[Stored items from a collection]
(begin)
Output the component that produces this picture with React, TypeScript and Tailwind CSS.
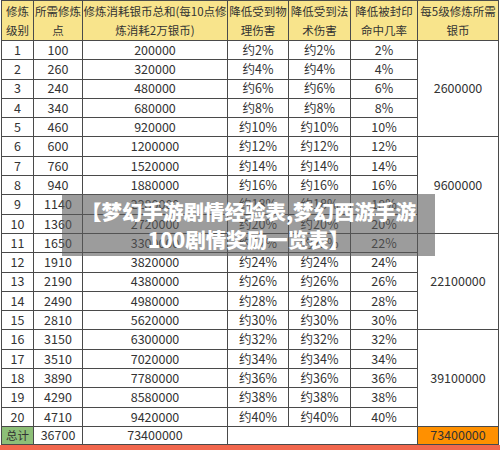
import React from 'react'

const costs = [100, 260, 240, 340, 460, 600, 760, 940, 1140, 1360, 1650, 1910, 2190, 2490, 2810, 3150, 3510, 3890, 4290, 4710]
const silver = ['200000', '320000', '480000', '680000', '920000', '1200000', '1520000', '1880000', '2280000', '2720000', '3300000', '3820000', '4380000', '4980000', '5620000', '6300000', '7020000', '7780000', '8580000', '9420000']
const groups = ['2600000', '9600000', '22100000', '39100000']

const cell = 'border border-[#4a4a4a] text-center p-0 whitespace-nowrap overflow-hidden'

const App = () => {
  return (
    <div className="relative w-[500px] h-[450px] bg-white overflow-hidden text-[#333] font-['Noto_Sans_CJK_SC','Noto_Sans',sans-serif]">
      <table className="ml-[1px] w-[497px] table-fixed border-collapse text-[12.5px] leading-none">
        <colgroup>
          <col className="w-[32px]" />
          <col className="w-[49px]" />
          <col className="w-[145px]" />
          <col className="w-[61px]" />
          <col className="w-[62px]" />
          <col className="w-[67px]" />
          <col className="w-[81px]" />
        </colgroup>
        <thead>
          <tr className="h-[40px] bg-[#f8e48c] text-[11.5px] leading-[19px]">
            <th className={cell + ' font-normal'}>修炼<br />级别</th>
            <th className={cell + ' font-normal'}>所需修炼<br />点</th>
            <th className={cell + ' font-normal'}>修炼消耗银币总和(每10点修<br />炼消耗2万银币)</th>
            <th className={cell + ' font-normal'}>降低受到物<br />理伤害</th>
            <th className={cell + ' font-normal'}>降低受到法<br />术伤害</th>
            <th className={cell + ' font-normal'}>降低被封印<br />命中几率</th>
            <th className={cell + ' font-normal'}>每5级修炼所需<br />银币</th>
          </tr>
        </thead>
        <tbody>
          {costs.map((c, i) => (
            <tr key={i} className="h-[19.3px]">
              <td className={cell}>{i + 1}</td>
              <td className={cell}>{c}</td>
              <td className={cell}>{silver[i]}</td>
              <td className={cell}>约{(i + 1) * 2}%</td>
              <td className={cell}>约{(i + 1) * 2}%</td>
              <td className={cell}>{(i + 1) * 2}%</td>
              {i % 5 === 0 && (
                <td rowSpan={5} className={cell}>{groups[i / 5]}</td>
              )}
            </tr>
          ))}
          <tr className="h-[18px]">
            <td className={cell + ' bg-[#8dbf78] text-[11.5px]'}>总计</td>
            <td className={cell}>36700</td>
            <td className={cell}>73400000</td>
            <td colSpan={3} className={cell}></td>
            <td className={cell + ' bg-[#ff9000]'}>73400000</td>
          </tr>
        </tbody>
      </table>
      <div className="h-[8px] bg-[#f2674d]" />

      <div className="absolute left-[62px] top-[194px] w-[373px] h-[62px] bg-[rgba(90,90,90,0.6)] flex flex-col items-center justify-center text-white font-black text-[20.5px] leading-[28px]">
        <div>【梦幻手游剧情经验表,梦幻西游手游</div>
        <div>100剧情奖励一览表】</div>
      </div>
    </div>
  )
}

export default App
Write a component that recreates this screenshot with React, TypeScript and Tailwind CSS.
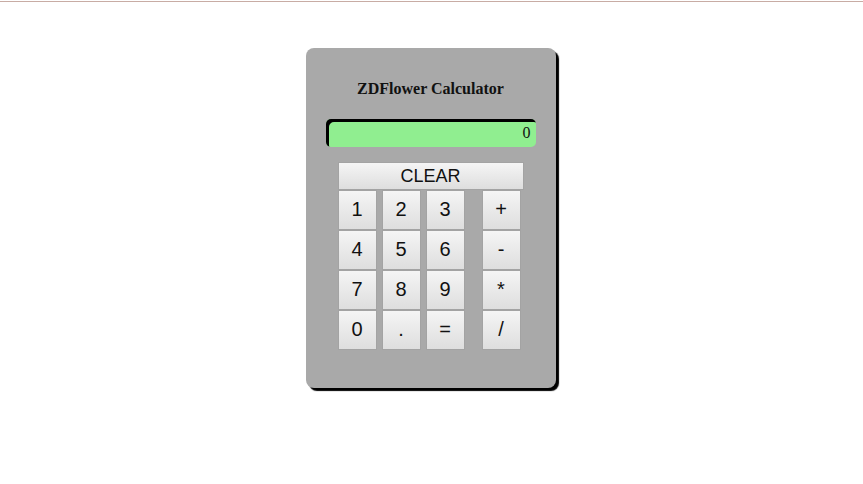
const digitRows = [
  ['1', '2', '3', '+'],
  ['4', '5', '6', '-'],
  ['7', '8', '9', '*'],
  ['0', '.', '=', '/'],
];

const btn =
  'h-[40px] w-[39px] pb-[3px] border border-[#a3a3a3] bg-gradient-to-b from-[#f5f5f5] to-[#dedede] text-[20px] text-[#111] [font-family:"Liberation_Sans",Arial,sans-serif] flex items-center justify-center';

export default function App() {
  return (
    <div className="min-h-screen bg-white">
      <div className="pt-px">
        <div className="h-px bg-[#c8aca4]" />
      </div>

      <div className="flex justify-center pt-[46px] pr-[2px]">
        <div className="w-[250px] h-[340px] rounded-[8px] bg-[#a9a9a9] shadow-[3px_3px_1px_#000] flex flex-col items-center">
          <h3 className="mt-[29px] text-[16px] font-bold text-[#111] [font-family:'Liberation_Serif',serif]">
            ZDFlower Calculator
          </h3>

          <div className="mt-[18px] w-[210px] h-[28px] rounded-[5px] bg-[#90ee90] shadow-[inset_3px_3px_0_#000] flex items-center justify-end pr-[5px] text-[16px] text-[#111] [font-family:'Liberation_Serif',serif]">
            0
          </div>

          <div className="mt-[15px] w-[186px] flex flex-col">
            <button className="h-[28px] w-[186px] border border-[#a3a3a3] bg-gradient-to-b from-[#f5f5f5] to-[#dedede] text-[18px] text-[#111] [font-family:'Liberation_Sans',Arial,sans-serif] flex items-center justify-center">
              CLEAR
            </button>
            <div className="flex flex-col">
              {digitRows.map((row, i) => (
                <div key={i} className="flex">
                  <button className={btn}>{row[0]}</button>
                  <button className={btn + ' ml-[5px]'}>{row[1]}</button>
                  <button className={btn + ' ml-[5px]'}>{row[2]}</button>
                  <button className={btn + ' ml-[17px]'}>{row[3]}</button>
                </div>
              ))}
            </div>
          </div>
        </div>
      </div>
    </div>
  );
}
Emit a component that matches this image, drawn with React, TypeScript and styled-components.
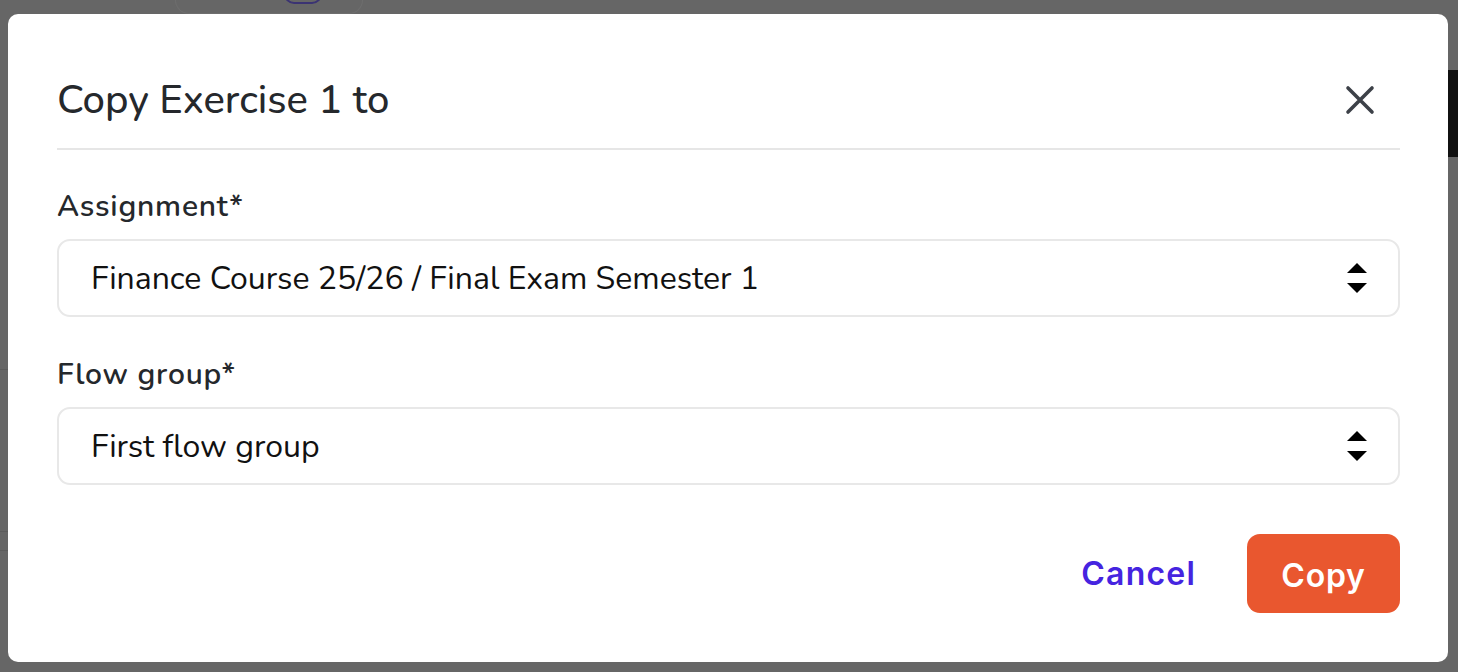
import styled, { createGlobalStyle } from 'styled-components';

const GlobalStyle = createGlobalStyle`
  html, body {
    margin: 0;
    padding: 0;
    background: #666666;
    font-family: "Nunito", "Noto Sans", sans-serif;
  }
  * {
    box-sizing: border-box;
  }
`;

const Screen = styled.div`
  position: relative;
  width: 1458px;
  height: 672px;
  overflow: hidden;
  background: #666666;
`;

// dimmed page content peeking out behind the modal
const BehindCard = styled.div`
  position: absolute;
  left: 175px;
  top: -20px;
  width: 188px;
  height: 34px;
  border: 1px solid #6e6e6e;
  border-top: none;
  border-radius: 0 0 14px 14px;
`;

const BehindPill = styled.div`
  position: absolute;
  left: 284px;
  top: -16px;
  width: 38px;
  height: 20px;
  border: 2px solid #3b3373;
  border-radius: 10px;
`;

const BehindBar = styled.div`
  position: absolute;
  right: 0;
  top: 70px;
  width: 10px;
  height: 87px;
  background: #111111;
`;

const BehindLine = styled.div<{ $top: number }>`
  position: absolute;
  left: 0;
  top: ${(p) => p.$top}px;
  width: 8px;
  height: 1px;
  background: #5c5c5c;
`;

const Overlay = styled.div`
  position: relative;
  padding: 14px 10px 10px 8px;
`;

const Dialog = styled.div`
  width: 1440px;
  height: 648px;
  background: #ffffff;
  border-radius: 10px;
  padding: 62px 48px 49px 49px;
  display: flex;
  flex-direction: column;
`;

const Header = styled.div`
  display: flex;
  align-items: center;
  justify-content: space-between;
  padding-bottom: 24px;
  border-bottom: 2px solid #e6e6e6;
`;

const Title = styled.h2`
  margin: 0;
  font-size: 40px;
  line-height: 48px;
  font-weight: 500;
  color: #25282c;
`;

const CloseButton = styled.button`
  border: none;
  background: none;
  padding: 0;
  margin-right: 24px;
  width: 32px;
  height: 32px;
  display: flex;
  align-items: center;
  justify-content: center;
  cursor: pointer;
  color: #3d4148;
`;

const Field = styled.div<{ $top: number }>`
  margin-top: ${(p) => p.$top}px;
  display: flex;
  flex-direction: column;
  gap: 14px;
`;

const Label = styled.label`
  font-size: 30px;
  line-height: 36px;
  font-weight: 600;
  letter-spacing: 0.8px;
  color: #25282c;
`;

const SelectBox = styled.div`
  height: 78px;
  border: 2px solid #e8e8e8;
  border-radius: 13px;
  display: flex;
  align-items: center;
  justify-content: space-between;
  padding: 0 31px 0 32px;
  font-size: 32px;
  color: #111111;
`;

const Footer = styled.div`
  margin-top: auto;
  display: flex;
  justify-content: flex-end;
  align-items: center;
  gap: 51px;
`;

const CancelButton = styled.button`
  border: none;
  background: none;
  padding: 0;
  font-family: Inter, "Noto Sans", sans-serif;
  font-size: 32px;
  font-weight: 600;
  letter-spacing: 1.2px;
  color: #4524e0;
  cursor: pointer;
`;

const CopyButton = styled.button`
  width: 153px;
  height: 79px;
  border: none;
  border-radius: 13px;
  background: #e9572f;
  color: #ffffff;
  font-family: Inter, "Noto Sans", sans-serif;
  font-size: 32px;
  font-weight: 600;
  letter-spacing: 0.8px;
  padding-top: 4px;
  cursor: pointer;
`;

function UpDownIcon() {
  return (
    <svg width="20" height="32" viewBox="0 0 20 32">
      <path d="M10 1 L20 11 L0 11 Z" fill="#000" />
      <path d="M0 21 L20 21 L10 31 Z" fill="#000" />
    </svg>
  );
}

function CloseIcon() {
  return (
    <svg width="30" height="30" viewBox="0 0 30 30">
      <path
        d="M3 3 L27 27 M27 3 L3 27"
        stroke="currentColor"
        strokeWidth="3.6"
        strokeLinecap="round"
      />
    </svg>
  );
}

export default function App() {
  return (
    <>
      <GlobalStyle />
      <Screen>
        <BehindCard />
        <BehindPill />
        <BehindBar />
        <BehindLine $top={369} />
        <BehindLine $top={531} />
        <BehindLine $top={550} />
        <Overlay>
          <Dialog>
            <Header>
              <Title>Copy Exercise 1 to</Title>
              <CloseButton aria-label="Close">
                <CloseIcon />
              </CloseButton>
            </Header>
            <Field $top={39}>
              <Label>Assignment*</Label>
              <SelectBox>
                <span>Finance Course 25/26 / Final Exam Semester 1</span>
                <UpDownIcon />
              </SelectBox>
            </Field>
            <Field $top={40}>
              <Label>Flow group*</Label>
              <SelectBox>
                <span>First flow group</span>
                <UpDownIcon />
              </SelectBox>
            </Field>
            <Footer>
              <CancelButton>Cancel</CancelButton>
              <CopyButton>Copy</CopyButton>
            </Footer>
          </Dialog>
        </Overlay>
      </Screen>
    </>
  );
}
(end)
> Exercise: Using the records above, copy each line that contains "components".

> Correct output:
Emit a component that matches this image, drawn with React, TypeScript and styled-components.
import styled, { createGlobalStyle } from 'styled-components';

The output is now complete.